NUESTRO “AMIGO” CON CORONA

Autora: Rayén Vargas Carrasco

Desde que se había establecido la cuarentena, todos los días, un extraño muchacho se quedaba observando por una de las ventanas del comedor, sin moverse ni expresar emociones, solamente se posaba al otro lado de la ventana para vernos, como si nos estuviera analizando a cada uno de nosotros. El momento en el que se veía un poco activo, era cuando llegaba mi padre, se le podía ver lo inquieto que estaba, como si quisiera ingresar, más no lo hacía.

Estuvo unos cuantos meses con la misma rutina, observar y observar, tan tedioso. Ya era costumbre verlo ahí estático, así que, sin más lo ignoramos.
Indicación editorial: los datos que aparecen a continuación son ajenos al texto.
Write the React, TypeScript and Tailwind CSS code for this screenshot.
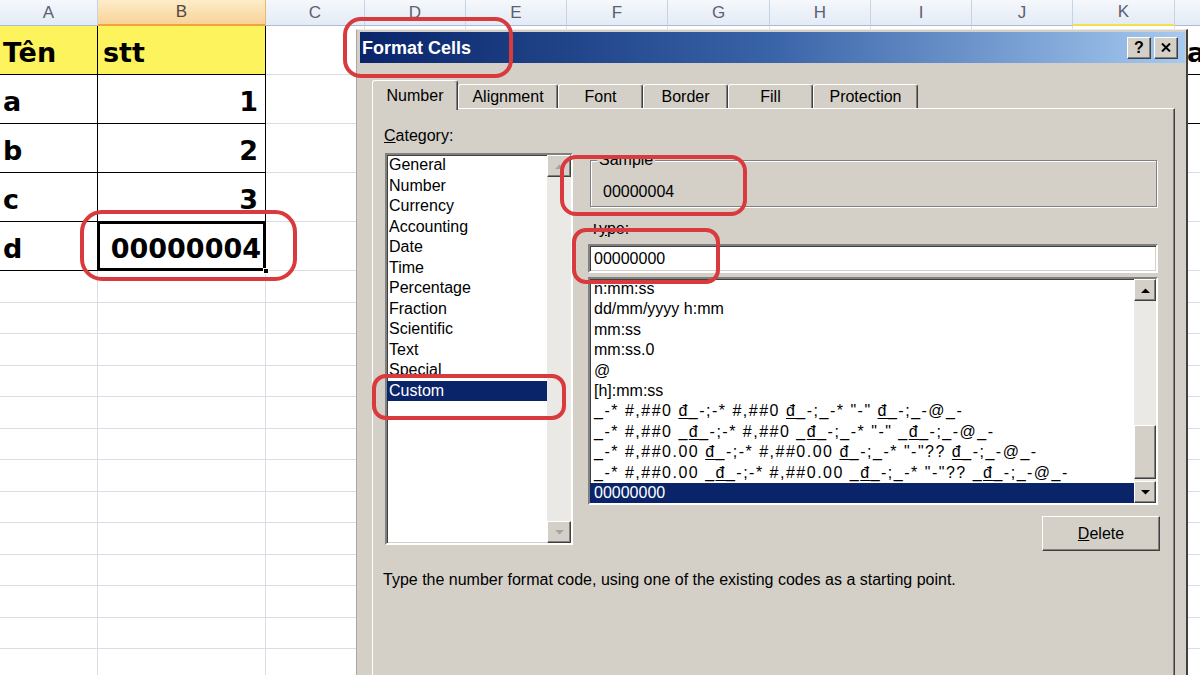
import type { ReactNode } from "react";

// Excel 2007 sheet with the classic "Format Cells" dialog on top, plus red marker boxes.

const COLS = [
  { id: "A", w: "w-[98px]" },
  { id: "B", w: "w-[168px]" },
  { id: "C", w: "w-[99px]" },
  { id: "D", w: "w-[101px]" },
  { id: "E", w: "w-[101px]" },
  { id: "F", w: "w-[101px]" },
  { id: "G", w: "w-[102px]" },
  { id: "H", w: "w-[101px]" },
  { id: "I", w: "w-[101px]" },
  { id: "J", w: "w-[101px]" },
  { id: "K", w: "w-[102px]" },
  { id: "L", w: "w-[101px]" },
];

const TABLE = [
  { a: "Tên", b: "stt", l: "a" },
  { a: "a", b: "1" },
  { a: "b", b: "2" },
  { a: "c", b: "3" },
  { a: "d", b: "00000004" },
];

const EMPTY_ROWS = ["h-[32px]", "h-[31px]", "h-[32px]", "h-[31px]", "h-[32px]", "h-[31px]", "h-[32px]", "h-[31px]", "h-[32px]", "h-[31px]", "h-[32px]", "h-[31px]", "h-[32px]"];

const CATEGORIES = ["General", "Number", "Currency", "Accounting", "Date", "Time", "Percentage", "Fraction", "Scientific", "Text", "Special", "Custom"];

// "₫" is drawn the way Tahoma shows it: an underlined đ
const FORMATS = [
  "h:mm:ss",
  "dd/mm/yyyy h:mm",
  "mm:ss",
  "mm:ss.0",
  "@",
  "[h]:mm:ss",
  '_-* #,##0 ₫_-;-* #,##0 ₫_-;_-* "-" ₫_-;_-@_-',
  '_-* #,##0 _₫_-;-* #,##0 _₫_-;_-* "-" _₫_-;_-@_-',
  '_-* #,##0.00 ₫_-;-* #,##0.00 ₫_-;_-* "-"?? ₫_-;_-@_-',
  '_-* #,##0.00 _₫_-;-* #,##0.00 _₫_-;_-* "-"?? _₫_-;_-@_-',
  "00000000",
];

const TABS = [
  { label: "Number", w: "w-[86px]" },
  { label: "Alignment", w: "w-[100px]" },
  { label: "Font", w: "w-[85px]" },
  { label: "Border", w: "w-[85px]" },
  { label: "Fill", w: "w-[85px]" },
  { label: "Protection", w: "w-[105px]" },
];

const raised = "bg-[#d4d0c8] border border-t-white border-l-white border-r-[#404040] border-b-[#404040] shadow-[inset_-1px_-1px_0_#808080]";
const sunken = "bg-white border-2 border-t-[#808080] border-l-[#808080] border-r-white border-b-white shadow-[inset_1px_1px_0_#404040,inset_-1px_-1px_0_#d4d0c8]";

export default function App() {
  return (
    <div className="relative w-[1200px] h-[675px] overflow-hidden bg-white font-['Liberation_Sans',Arial,sans-serif] text-black">
      <Sheet />
      <FormatCells />

      {/* red marker boxes drawn over the screenshot */}
      <div className="absolute left-[343px] top-[17px] w-[170px] h-[61px] rounded-[18px] border-[4px] border-[#d93a3d]" />
      <div className="absolute left-[80px] top-[210px] w-[217px] h-[71px] rounded-[22px] border-[4px] border-[#d93a3d]" />
      <div className="absolute left-[560px] top-[155px] w-[187px] h-[61px] rounded-[16px] border-[4px] border-[#d93a3d]" />
      <div className="absolute left-[572px] top-[228px] w-[148px] h-[56px] rounded-[14px] border-[4px] border-[#d93a3d]" />
      <div className="absolute left-[372px] top-[374px] w-[194px] h-[46px] rounded-[14px] border-[4px] border-[#d93a3d]" />
    </div>
  );
}

function Sheet() {
  return (
    <div className="flex flex-col">
      <div className="flex h-[26px]">
        {COLS.map((c) => (
          <div
            key={c.id}
            className={`${c.w} shrink-0 flex items-center justify-center border-r text-[17px] ${
              c.id === "B"
                ? "bg-linear-to-b from-[#fdecc9] to-[#f8d398] border-r-[#e6b870] border-b-2 border-b-[#f0a440] text-[#4e4a44]"
                : c.id === "K"
                ? "bg-linear-to-b from-[#f5f8fc] to-[#e4ebf5] border-r-[#c6d3e4] border-b-2 border-b-[#f2e14a] text-[#5b6070]"
                : "bg-linear-to-b from-[#f5f8fc] to-[#e4ebf5] border-r-[#c6d3e4] border-b border-b-[#a7bcd6] text-[#5b6070]"
            }`}
          >
            {c.id}
          </div>
        ))}
      </div>

      {TABLE.map((r, i) => (
        <div key={i} className="flex h-[49px]">
          {COLS.map((c) => (
            <TableCell key={c.id} col={c.id} w={c.w} row={i} a={r.a} b={r.b} l={r.l} />
          ))}
        </div>
      ))}

      {EMPTY_ROWS.map((h, i) => (
        <div key={i} className={`flex ${h}`}>
          {COLS.map((c) => (
            <div key={c.id} className={`${c.w} shrink-0 border-r border-b border-[#dadde6]`} />
          ))}
        </div>
      ))}
    </div>
  );
}

function TableCell({ col, w, row, a, b, l }: { col: string; w: string; row: number; a: string; b: string; l?: string }) {
  const text = "font-['DejaVu_Sans',sans-serif] text-[27px] font-bold leading-none";
  if (col === "A") {
    return (
      <div className={`${w} shrink-0 flex items-end pb-[8px] pl-[3px] border-r border-b border-black ${text} ${row === 0 ? "bg-[#fdf35c]" : ""}`}>
        {a}
      </div>
    );
  }
  if (col === "B") {
    if (row === 4) {
      return (
        <div className={`${w} relative shrink-0 flex items-end justify-end pb-[8px] pr-[4px] border-r border-b border-black shadow-[inset_0_0_0_2px_#000,inset_0_0_0_3px_#fff] ${text}`}>
          {b}
          <span className="absolute right-[-4px] bottom-[-4px] w-[6px] h-[6px] bg-black border border-white" />
        </div>
      );
    }
    return (
      <div className={`${w} shrink-0 flex items-end justify-end pb-[8px] pr-[7px] border-r border-b border-black ${text} ${row === 0 ? "justify-start pl-[5px] bg-[#fdf35c]" : ""}`}>
        {b}
      </div>
    );
  }
  if (col === "L") {
    return (
      <div className={`${w} shrink-0 flex items-end pb-[8px] pl-[12px] border-r border-[#dadde6] ${row < 2 ? "border-b border-b-black" : "border-b"} ${text}`}>
        {l}
      </div>
    );
  }
  return <div className={`${w} shrink-0 border-r border-b border-[#dadde6]`} />;
}

function FormatCode({ code }: { code: string }) {
  const parts = code.split("₫");
  return (
    <>
      {parts.map((p, i) => (
        <span key={i}>
          {p}
          {i < parts.length - 1 && <span className="underline underline-offset-[2px]">đ</span>}
        </span>
      ))}
    </>
  );
}

function FormatCells() {
  return (
    <div className="absolute left-[356px] top-[29px] w-[832px] h-[660px] flex flex-col bg-[#d4d0c8] border-l border-t border-l-[#aaa69e] border-t-[#ecebe7] border-r-2 border-r-[#404040] pt-[2px] pl-[3px] pr-[1px] text-[16px] leading-[20px]">
      {/* title bar */}
      <div className="h-[31px] shrink-0 flex items-center justify-between bg-linear-to-r from-[#0a246a] via-[#3a64a8] to-[#a6caf0] pl-[2px] pr-[7px]">
        <span className="text-[18px] font-bold text-white">Format Cells</span>
        <div className="flex gap-[3px]">
          <div className={`${raised} w-[24px] h-[22px] flex items-center justify-center text-[16px] font-bold leading-none`}>?</div>
          <div className={`${raised} w-[24px] h-[22px] flex items-center justify-center`}>
            <svg width="10" height="9" viewBox="0 0 10 9">
              <path d="M1 0.5 L9 8.5 M9 0.5 L1 8.5" stroke="#000" strokeWidth="2" />
            </svg>
          </div>
        </div>
      </div>

      <div className="flex-1 flex flex-col pl-[12px] pr-[10px] pt-[17px]">
        {/* tabs */}
        <div className="relative z-10 flex items-end h-[30px] -mb-[2px]">
          {TABS.map((t, i) => (
            <div
              key={t.label}
              className={`${t.w} flex items-center justify-center rounded-t-[3px] border-t border-l border-t-white border-l-white border-r border-r-[#404040] shadow-[inset_-1px_0_0_#808080] bg-[#d4d0c8] ${
                i === 0 ? "h-[30px]" : "h-[24px] mb-[2px]"
              }`}
            >
              {t.label}
            </div>
          ))}
        </div>

        {/* tab page */}
        <div className="flex-1 border-t border-l border-t-white border-l-white border-r border-r-[#404040] shadow-[inset_-1px_0_0_#808080] pl-[12px] pt-[17px]">
          <div className="flex">
            <div className="w-[188px] shrink-0 flex flex-col">
              <div className="h-[20px] -ml-[1px]">
                <span className="underline">C</span>ategory:
              </div>
              <div className={`${sunken} mt-[7px] h-[392px] flex`}>
                <div className="flex-1 flex flex-col">
                  {CATEGORIES.map((c) => (
                    <div
                      key={c}
                      className={`h-[20.5px] leading-[20.5px] pl-[2px] ${c === "Custom" ? "bg-[#0a246a] text-white" : ""} ${
                        c === "Special" ? "[clip-path:inset(0_0_4px_0)]" : ""
                      }`}
                    >
                      {c}
                    </div>
                  ))}
                </div>
                <ScrollBar w="w-[24px]" disabled thumb={false} />
              </div>
            </div>

            <div className="w-[570px] shrink-0 ml-[15px] pt-[34px] flex flex-col">
              <div className="relative ml-[2px] mr-[1px] h-[47px] border border-[#808080] shadow-[inset_1px_1px_0_#fff,1px_1px_0_#fff] pl-[12px] pt-[21px]">
                <span className="absolute left-[6px] -top-[11px] px-[2px] bg-[#d4d0c8] [clip-path:inset(6px_0_0_0)]">Sample</span>
                00000004
              </div>
              <div className="mt-[12px] h-[20px] pl-[2px] [clip-path:inset(5px_0_0_0)]">
                T<span className="underline">y</span>pe:
              </div>
              <div className={`${sunken} mt-[5px] h-[29px] pl-[4px] leading-[25px]`}>00000000</div>
              <div className={`${sunken} mt-[4px] h-[228px] flex`}>
                <div className="flex-1 flex flex-col whitespace-nowrap overflow-hidden">
                  {FORMATS.map((f, i) => (
                    <div
                      key={f}
                      className={`h-[20.4px] leading-[20.4px] pl-[4px] ${i === 0 ? "[clip-path:inset(6px_0_0_0)]" : ""} ${
                        i >= 6 && i <= 9 ? "tracking-[1.5px]" : ""
                      } ${i === FORMATS.length - 1 ? "bg-[#0a246a] text-white" : ""}`}
                    >
                      <FormatCode code={f} />
                    </div>
                  ))}
                </div>
                <ScrollBar w="w-[22px]" thumb />
              </div>
              <div className={`${raised} self-end -mr-[2px] mt-[11px] w-[118px] h-[35px] flex items-center justify-center`}>
                <span>
                  <span className="underline">D</span>elete
                </span>
              </div>
            </div>
          </div>

          <p className="mt-[19px] -ml-[2px]">Type the number format code, using one of the existing codes as a starting point.</p>
        </div>
      </div>
    </div>
  );
}

function ScrollBar({ w, disabled, thumb }: { w: string; disabled?: boolean; thumb: boolean }) {
  return (
    <div className={`${w} shrink-0 flex flex-col bg-[#ebe9e5]`}>
      <ArrowBtn up disabled={disabled} />
      <div className="flex-1 flex flex-col">
        {thumb && (
          <>
            <div className="h-[124px]" />
            <div className={`${raised} h-[54px]`} />
          </>
        )}
      </div>
      <ArrowBtn disabled={disabled} />
    </div>
  );
}

function ArrowBtn({ up, disabled }: { up?: boolean; disabled?: boolean }): ReactNode {
  return (
    <div className={`${raised} h-[22px] flex items-center justify-center`}>
      <svg width="9" height="5" viewBox="0 0 9 5">
        <path d={up ? "M0 5 L4.5 0.5 L9 5 Z" : "M0 0 L4.5 4.5 L9 0 Z"} fill={disabled ? "#a7a49d" : "#000"} />
      </svg>
    </div>
  );
}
Una tarde cualquiera, mi padre llegó más cansado de lo habitual, se sentía mareado y tenía altas temperaturas, por lo que mi madre optó por atenderlo de inmediato y asegurarle un tranquilo descanso, pero no nos habíamos percatado de que no había entrado sólo, el chico que normalmente solía estar en la ventana se encontraba a las afueras del cuarto de mis padres, tenía un semblante alegre y risueño, podría incluso considerarse tétrico. Quién diría que pasaríamos a ser parte de la población desafortunada.

No presentaba fuertes malestares, pero se notaba claramente de que el virus rondaba por el hogar, estar la mayor parte del tiempo en cama por el cansancio, no poder percibir olores ni sabores, tos constante, todo provocado por el insistente muchacho que agobiaba al padre de la familia. Pero a pesar de ir todo al pie de la letra, el chico no encontraba la satisfacción en el hombre, ¿Tenía defensas altas? Probablemente, no le divertía estar con él, o al menos no pasar todo su tiempo a su lado como se acostumbró desde que logro ingresar, quería una presa más fácil.

La mujer, su querida esposa, ella resultó ser más atractiva al ojo del virus, al parecer era una de las más débiles y una de las más expuestas a él, solía tener las defensas bajas, mejorando la estadía del muchacho en el hogar. Sin más, se alejó del padre para encontrarse considerablemente más cerca de la madre, comenzando así, una pesadilla viviente para ella.

Las noches eran largas, le era difícil dormir, cada vez que lo intentaba sentía como si alguien estuviera sobre ella y le presionara con todas sus fuerzas su pecho, dificultando le la respiración. Por el día, su cuerpo dolía con el más mínimo roce, como si alguien se hubiera encargado de destrozar cada parte de su cuerpo en un apretón que simula abrazar, su mundo daba vueltas cada vez que hacía movimientos bruscos, su cabeza retumbaba con cada sonido fuerte, la clásica pérdida del gusto y el olfato, esos y muchos más síntomas eran los que satisfacían la diversión del muchacho, continuando así por un largo tiempo.

Extrañamente el chico no solía interactuar con los menores de la familia, es decir, mi hermano menor y yo, como máximo unos dolores de cabeza, pero algo no tan grave. Su atención seguía puesta en la ama de casa, molestándola y agotándola lo que más podía, siempre manteniendo la amplía y juguetona sonrisa. Y fue así como moldearon una rutina, él le hacía la vida imposible y ella respondía tomando diferentes medicamentos para aliviar el dolor.

Pasó de ser un invasor a ser un potencial compañero, un amigo que disfruta de las bromas pesadas. Ya es costumbre el sentirse enfermo, es algo con lo que se deberá de vivir, o al menos hasta que exista una cura y se dé por terminada la pandemia.